For US rice farmers grappling with subsidised Asian exports and sky-high fertiliser prices, relief lies on their doorstep — yet frustratingly out of reach.
Cuba was the biggest US market for long-grain rice before the island’s 1959 communist revolution and producers in the southern rice belt are betting President Donald Trump’s pressure will reopen it as daily life for Cubans becomes increasingly desperate.
US farmers say it would be a lifeline for an industry “decimated” by domestic subsidies in India, Thailand, Vietnam and China. Rice imports have increased nearly fivefold in the past quarter-century.
“If we supplied even half [of Cuba’s needs] that would be a big shot in the arm for the rice industry in the US,” said Jeff Rutledge, a sixth-generation rice farmer in Jackson County, Arkansas, the top US rice-producing state. The area sown with long-grain rice in the US as a whole is expected to fall by nearly a fifth to 1.65mn acres this year — the lowest since 1983.
It would also aid Cubans suffering worsening blackouts, food shortages and galloping prices as Trump has instituted a near-total energy blockade on the island as part of his campaign to force regime change.
The US has indicted former president Raúl Castro on murder charges and sent an aircraft carrier strike group to the Caribbean to underscore implicit threats of military action as it negotiates with Havana to force political change and prisoner releases.

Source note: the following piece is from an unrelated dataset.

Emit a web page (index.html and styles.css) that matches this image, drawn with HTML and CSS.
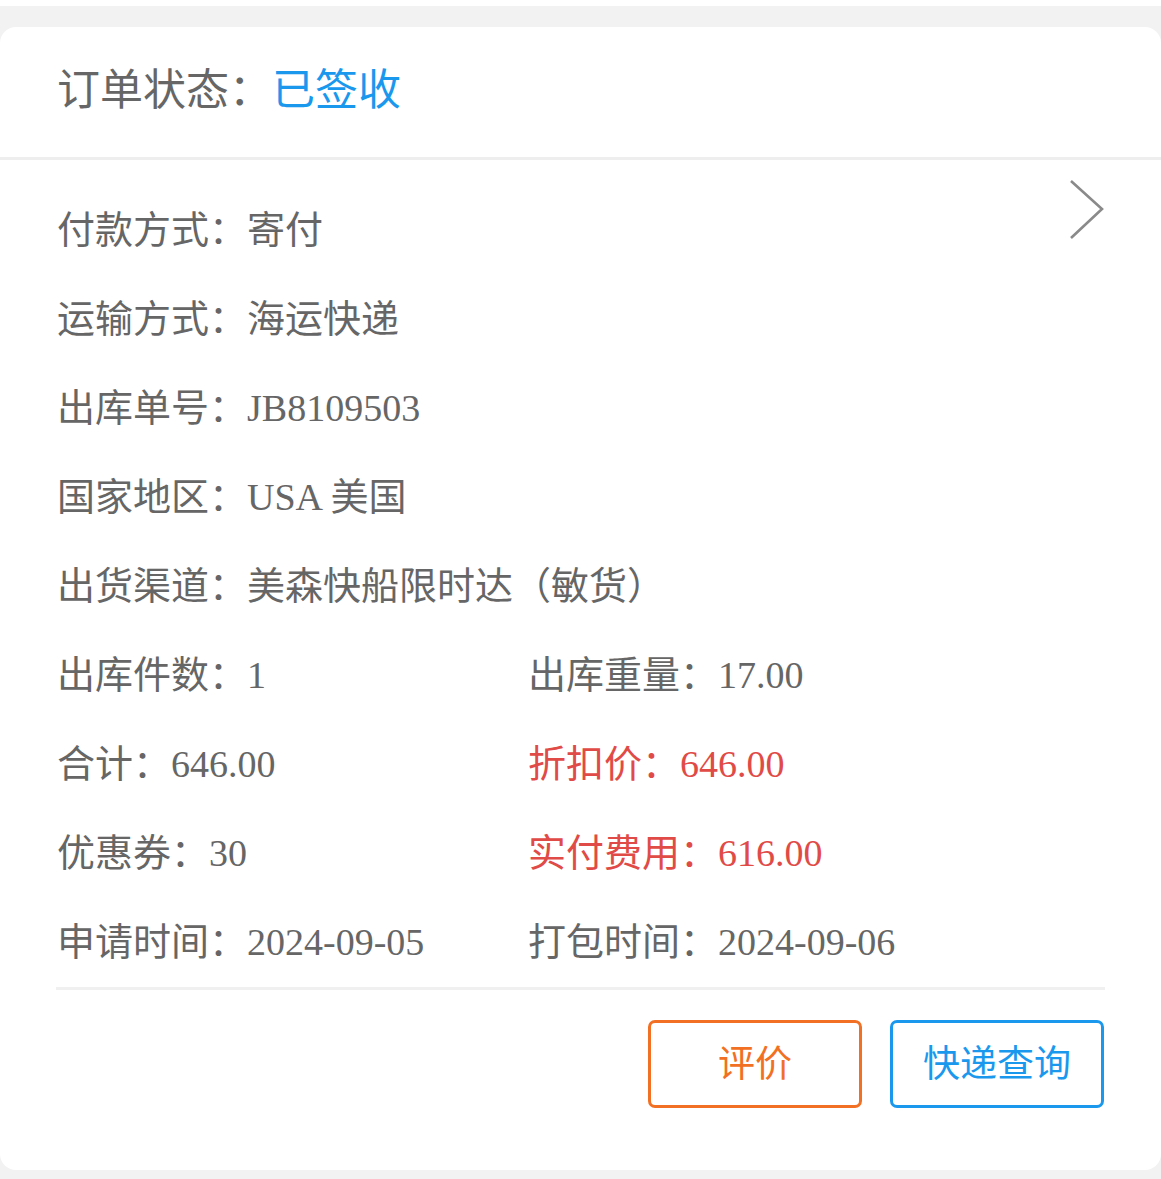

Just 90 miles from Florida and under a more than six-decade-long US trade embargo, Cuba produces only a fraction of the rice, poultry, corn and other commodities it needs, making it a tantalising growth market for American farmers who are lobbying the administration.
Despite the embargo, some US farm and other goods are allowed under strict financing conditions, and agricultural exports to Cuba have increased by more than 120 per cent since 2016. Last year, the total hit $477mn.
Much of the rice, poultry and other US farm exports to Cuba are sold to small private-sector suppliers in the country or sent by relatives in the US via online platforms.
And there is plenty of capacity. Mike Strain, agriculture and forestry commissioner in Louisiana, another big rice and poultry producer, said his state’s exports to Cuba “could probably double”.
Rutledge said his farm had “ample supplies” after exporting less rice than usual this year because Asian nations such as India were “over subsidising and dumping cheap rice on the world market”. US long-grain rice exports are expected to fall to their lowest level in more than 25 years, according to the Department of Agriculture.
Rutledge added: “If somebody waved a magic wand and the Cuban market was open tomorrow, within the next two weeks, we could have rice in Cuba . . . The problem right now is the lack of currency or the lack of credit.”
One of Cuba’s main sources of hard currency — tourism — has dried up with holiday flights grounded because of a lack of jet fuel.
“We could readily send [agricultural exports] to them very efficiently,” Strain said, “but the Cuban people have to have the money to buy the products”.
The office of the US Trade Representative and the Department of Agriculture did not respond to requests for comment.
For now, Vietnam is helping Cuban farmers grow rice and China last month sent 15,000 tonnes of rice — the start of a promised 60,000 tonne donation.
But Arkansas and Louisiana are well positioned to boost exports to Cuba. “The transportation costs from here to there are considerably lower than anywhere else in the world, particularly rice and poultry, which are staples of the Cuban diet,” said Jarrod Yates, executive vice-president of the Arkansas Farm Bureau.
“Our farmers are always looking for markets and because of the symmetry between what our top two commodities are and their top two needs are, it just matches up so well,” he added.” We could probably supply Cuba with almost as much as they would need.”
Squeezed US farmers could use the business as tariffs fail to stem the pain of Asian subsidies and the Iran war pushes up prices of crucial inputs such as fertiliser.
“It’s as bad as it’s ever been,” said Bobby Hanks, chief executive of Louisiana-based miller Supreme Rice.
“We’re going to be decimated because of these illegal subsidies that we’re competing against,” he added. “That really is our number one problem . . . fertiliser and fuel [prices] are adding fuel to the fire, so to speak.”
Deeper trade ties with Cuba “can be a solution”, said Hanks.
With the island virtually at breaking point, Strain, the Louisiana commissioner, said he saw no alternative.
“We’ve reached the point where . . . there’s no other option now [for Cuba],” he said. “I would hope by the end of the year that something has changed.”
More trade could also be a prelude to investment in the island.
“Ideally, you could talk about two-way trade, which is advantageous to us because it lowers our logistical costs when our containers come back to the US full,” said Paul Johnson at FocusCuba, a consultancy.
“If we can help some of the producers start increasing their production of citrus, tobacco, organic fruits and vegetables, winter vegetables, coffee . . . that would find a ready market in the United States,” he said.
He acknowledged that was “not appetising for most investors [yet] but they have their eye on it. But with a normal relationship, I see lots of business opportunities.”